## EXERCISE DIRECTIONS
Reproduce the entries in full, with no changes.

▼▼▼

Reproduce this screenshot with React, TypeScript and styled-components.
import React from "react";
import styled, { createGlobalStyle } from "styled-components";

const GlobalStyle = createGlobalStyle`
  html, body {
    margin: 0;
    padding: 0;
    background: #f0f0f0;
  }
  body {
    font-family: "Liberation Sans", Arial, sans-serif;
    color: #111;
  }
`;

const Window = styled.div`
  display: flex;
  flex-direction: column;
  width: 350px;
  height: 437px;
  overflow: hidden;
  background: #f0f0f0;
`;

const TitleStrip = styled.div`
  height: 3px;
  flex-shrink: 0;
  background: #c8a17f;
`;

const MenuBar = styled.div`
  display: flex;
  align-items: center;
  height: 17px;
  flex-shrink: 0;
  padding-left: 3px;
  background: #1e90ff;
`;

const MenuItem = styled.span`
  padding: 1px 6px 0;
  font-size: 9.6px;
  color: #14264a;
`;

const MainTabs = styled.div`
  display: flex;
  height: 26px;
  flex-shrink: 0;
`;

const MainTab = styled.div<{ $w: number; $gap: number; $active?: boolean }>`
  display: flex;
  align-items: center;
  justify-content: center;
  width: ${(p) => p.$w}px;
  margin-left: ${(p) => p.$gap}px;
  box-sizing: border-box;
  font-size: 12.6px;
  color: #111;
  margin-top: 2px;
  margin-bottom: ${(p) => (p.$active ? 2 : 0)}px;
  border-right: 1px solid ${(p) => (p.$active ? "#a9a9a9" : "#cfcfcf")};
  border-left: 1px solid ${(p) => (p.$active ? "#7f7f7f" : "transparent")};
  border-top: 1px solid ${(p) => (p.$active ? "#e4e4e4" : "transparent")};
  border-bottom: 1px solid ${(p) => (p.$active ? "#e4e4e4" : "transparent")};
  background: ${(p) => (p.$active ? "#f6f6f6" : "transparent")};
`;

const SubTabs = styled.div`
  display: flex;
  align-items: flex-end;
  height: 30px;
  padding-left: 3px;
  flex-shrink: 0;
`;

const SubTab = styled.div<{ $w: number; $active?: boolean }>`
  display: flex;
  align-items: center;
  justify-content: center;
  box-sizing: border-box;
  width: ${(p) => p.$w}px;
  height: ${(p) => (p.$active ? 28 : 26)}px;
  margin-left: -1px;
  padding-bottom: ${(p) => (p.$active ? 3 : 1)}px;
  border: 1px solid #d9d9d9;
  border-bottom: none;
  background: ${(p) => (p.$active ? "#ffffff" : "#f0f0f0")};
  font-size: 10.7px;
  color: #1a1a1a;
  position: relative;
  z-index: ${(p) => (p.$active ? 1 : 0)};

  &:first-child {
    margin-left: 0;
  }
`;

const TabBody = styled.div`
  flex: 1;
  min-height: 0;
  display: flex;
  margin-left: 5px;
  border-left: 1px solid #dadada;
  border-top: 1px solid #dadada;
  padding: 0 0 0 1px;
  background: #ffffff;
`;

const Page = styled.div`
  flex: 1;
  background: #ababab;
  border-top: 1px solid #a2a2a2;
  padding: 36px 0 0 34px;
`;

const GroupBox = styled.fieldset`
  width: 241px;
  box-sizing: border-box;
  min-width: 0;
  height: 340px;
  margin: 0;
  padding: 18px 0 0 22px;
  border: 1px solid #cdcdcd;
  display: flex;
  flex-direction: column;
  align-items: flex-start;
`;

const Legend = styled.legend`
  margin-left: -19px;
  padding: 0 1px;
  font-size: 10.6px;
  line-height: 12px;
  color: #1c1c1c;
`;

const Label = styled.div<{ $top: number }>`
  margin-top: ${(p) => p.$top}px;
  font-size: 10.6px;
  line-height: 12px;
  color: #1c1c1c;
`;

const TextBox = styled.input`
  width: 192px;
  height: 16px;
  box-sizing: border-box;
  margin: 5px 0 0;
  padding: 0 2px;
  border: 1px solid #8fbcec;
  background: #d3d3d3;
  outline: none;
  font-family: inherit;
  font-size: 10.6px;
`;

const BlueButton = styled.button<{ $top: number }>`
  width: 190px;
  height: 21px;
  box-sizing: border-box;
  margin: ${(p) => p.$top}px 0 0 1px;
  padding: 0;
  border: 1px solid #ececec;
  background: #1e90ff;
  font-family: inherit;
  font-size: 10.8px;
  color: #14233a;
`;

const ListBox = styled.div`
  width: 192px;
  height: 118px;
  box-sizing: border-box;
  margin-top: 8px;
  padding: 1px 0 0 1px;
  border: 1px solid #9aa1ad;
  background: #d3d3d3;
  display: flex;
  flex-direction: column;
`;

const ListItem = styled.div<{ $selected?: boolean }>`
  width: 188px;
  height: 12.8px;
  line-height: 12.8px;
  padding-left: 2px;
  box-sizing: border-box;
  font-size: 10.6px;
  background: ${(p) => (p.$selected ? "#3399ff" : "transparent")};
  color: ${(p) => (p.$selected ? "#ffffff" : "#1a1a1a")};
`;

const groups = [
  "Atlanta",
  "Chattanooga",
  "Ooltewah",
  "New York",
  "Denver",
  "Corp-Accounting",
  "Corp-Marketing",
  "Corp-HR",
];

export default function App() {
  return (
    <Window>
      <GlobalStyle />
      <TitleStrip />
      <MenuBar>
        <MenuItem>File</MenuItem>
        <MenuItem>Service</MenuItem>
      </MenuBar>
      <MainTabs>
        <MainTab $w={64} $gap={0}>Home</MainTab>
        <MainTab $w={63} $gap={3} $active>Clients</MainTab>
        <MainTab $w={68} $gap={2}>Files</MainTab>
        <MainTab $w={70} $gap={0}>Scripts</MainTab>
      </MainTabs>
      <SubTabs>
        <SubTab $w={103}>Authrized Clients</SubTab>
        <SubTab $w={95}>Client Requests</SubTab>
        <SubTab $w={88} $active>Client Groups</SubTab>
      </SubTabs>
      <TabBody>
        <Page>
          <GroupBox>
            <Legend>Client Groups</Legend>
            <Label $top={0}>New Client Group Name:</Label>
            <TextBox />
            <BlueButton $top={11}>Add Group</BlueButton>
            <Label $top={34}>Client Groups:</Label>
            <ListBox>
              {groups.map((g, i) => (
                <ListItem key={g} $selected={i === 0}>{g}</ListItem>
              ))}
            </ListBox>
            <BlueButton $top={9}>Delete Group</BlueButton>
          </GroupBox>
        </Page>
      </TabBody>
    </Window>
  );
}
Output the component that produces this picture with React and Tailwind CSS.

▲▲▲

## COMPLETE RESPONSE
Reproduce this screenshot with React, TypeScript and styled-components.
import React from "react";
import styled, { createGlobalStyle } from "styled-components";

const GlobalStyle = createGlobalStyle`
  html, body {
    margin: 0;
    padding: 0;
    background: #f0f0f0;
  }
  body {
    font-family: "Liberation Sans", Arial, sans-serif;
    color: #111;
  }
`;

const Window = styled.div`
  display: flex;
  flex-direction: column;
  width: 350px;
  height: 437px;
  overflow: hidden;
  background: #f0f0f0;
`;

const TitleStrip = styled.div`
  height: 3px;
  flex-shrink: 0;
  background: #c8a17f;
`;

const MenuBar = styled.div`
  display: flex;
  align-items: center;
  height: 17px;
  flex-shrink: 0;
  padding-left: 3px;
  background: #1e90ff;
`;

const MenuItem = styled.span`
  padding: 1px 6px 0;
  font-size: 9.6px;
  color: #14264a;
`;

const MainTabs = styled.div`
  display: flex;
  height: 26px;
  flex-shrink: 0;
`;

const MainTab = styled.div<{ $w: number; $gap: number; $active?: boolean }>`
  display: flex;
  align-items: center;
  justify-content: center;
  width: ${(p) => p.$w}px;
  margin-left: ${(p) => p.$gap}px;
  box-sizing: border-box;
  font-size: 12.6px;
  color: #111;
  margin-top: 2px;
  margin-bottom: ${(p) => (p.$active ? 2 : 0)}px;
  border-right: 1px solid ${(p) => (p.$active ? "#a9a9a9" : "#cfcfcf")};
  border-left: 1px solid ${(p) => (p.$active ? "#7f7f7f" : "transparent")};
  border-top: 1px solid ${(p) => (p.$active ? "#e4e4e4" : "transparent")};
  border-bottom: 1px solid ${(p) => (p.$active ? "#e4e4e4" : "transparent")};
  background: ${(p) => (p.$active ? "#f6f6f6" : "transparent")};
`;

const SubTabs = styled.div`
  display: flex;
  align-items: flex-end;
  height: 30px;
  padding-left: 3px;
  flex-shrink: 0;
`;

const SubTab = styled.div<{ $w: number; $active?: boolean }>`
  display: flex;
  align-items: center;
  justify-content: center;
  box-sizing: border-box;
  width: ${(p) => p.$w}px;
  height: ${(p) => (p.$active ? 28 : 26)}px;
  margin-left: -1px;
  padding-bottom: ${(p) => (p.$active ? 3 : 1)}px;
  border: 1px solid #d9d9d9;
  border-bottom: none;
  background: ${(p) => (p.$active ? "#ffffff" : "#f0f0f0")};
  font-size: 10.7px;
  color: #1a1a1a;
  position: relative;
  z-index: ${(p) => (p.$active ? 1 : 0)};

  &:first-child {
    margin-left: 0;
  }
`;

const TabBody = styled.div`
  flex: 1;
  min-height: 0;
  display: flex;
  margin-left: 5px;
  border-left: 1px solid #dadada;
  border-top: 1px solid #dadada;
  padding: 0 0 0 1px;
  background: #ffffff;
`;

const Page = styled.div`
  flex: 1;
  background: #ababab;
  border-top: 1px solid #a2a2a2;
  padding: 36px 0 0 34px;
`;

const GroupBox = styled.fieldset`
  width: 241px;
  box-sizing: border-box;
  min-width: 0;
  height: 340px;
  margin: 0;
  padding: 18px 0 0 22px;
  border: 1px solid #cdcdcd;
  display: flex;
  flex-direction: column;
  align-items: flex-start;
`;

const Legend = styled.legend`
  margin-left: -19px;
  padding: 0 1px;
  font-size: 10.6px;
  line-height: 12px;
  color: #1c1c1c;
`;

const Label = styled.div<{ $top: number }>`
  margin-top: ${(p) => p.$top}px;
  font-size: 10.6px;
  line-height: 12px;
  color: #1c1c1c;
`;

const TextBox = styled.input`
  width: 192px;
  height: 16px;
  box-sizing: border-box;
  margin: 5px 0 0;
  padding: 0 2px;
  border: 1px solid #8fbcec;
  background: #d3d3d3;
  outline: none;
  font-family: inherit;
  font-size: 10.6px;
`;

const BlueButton = styled.button<{ $top: number }>`
  width: 190px;
  height: 21px;
  box-sizing: border-box;
  margin: ${(p) => p.$top}px 0 0 1px;
  padding: 0;
  border: 1px solid #ececec;
  background: #1e90ff;
  font-family: inherit;
  font-size: 10.8px;
  color: #14233a;
`;

const ListBox = styled.div`
  width: 192px;
  height: 118px;
  box-sizing: border-box;
  margin-top: 8px;
  padding: 1px 0 0 1px;
  border: 1px solid #9aa1ad;
  background: #d3d3d3;
  display: flex;
  flex-direction: column;
`;

const ListItem = styled.div<{ $selected?: boolean }>`
  width: 188px;
  height: 12.8px;
  line-height: 12.8px;
  padding-left: 2px;
  box-sizing: border-box;
  font-size: 10.6px;
  background: ${(p) => (p.$selected ? "#3399ff" : "transparent")};
  color: ${(p) => (p.$selected ? "#ffffff" : "#1a1a1a")};
`;

const groups = [
  "Atlanta",
  "Chattanooga",
  "Ooltewah",
  "New York",
  "Denver",
  "Corp-Accounting",
  "Corp-Marketing",
  "Corp-HR",
];

export default function App() {
  return (
    <Window>
      <GlobalStyle />
      <TitleStrip />
      <MenuBar>
        <MenuItem>File</MenuItem>
        <MenuItem>Service</MenuItem>
      </MenuBar>
      <MainTabs>
        <MainTab $w={64} $gap={0}>Home</MainTab>
        <MainTab $w={63} $gap={3} $active>Clients</MainTab>
        <MainTab $w={68} $gap={2}>Files</MainTab>
        <MainTab $w={70} $gap={0}>Scripts</MainTab>
      </MainTabs>
      <SubTabs>
        <SubTab $w={103}>Authrized Clients</SubTab>
        <SubTab $w={95}>Client Requests</SubTab>
        <SubTab $w={88} $active>Client Groups</SubTab>
      </SubTabs>
      <TabBody>
        <Page>
          <GroupBox>
            <Legend>Client Groups</Legend>
            <Label $top={0}>New Client Group Name:</Label>
            <TextBox />
            <BlueButton $top={11}>Add Group</BlueButton>
            <Label $top={34}>Client Groups:</Label>
            <ListBox>
              {groups.map((g, i) => (
                <ListItem key={g} $selected={i === 0}>{g}</ListItem>
              ))}
            </ListBox>
            <BlueButton $top={9}>Delete Group</BlueButton>
          </GroupBox>
        </Page>
      </TabBody>
    </Window>
  );
}
Output the component that produces this picture with React and Tailwind CSS.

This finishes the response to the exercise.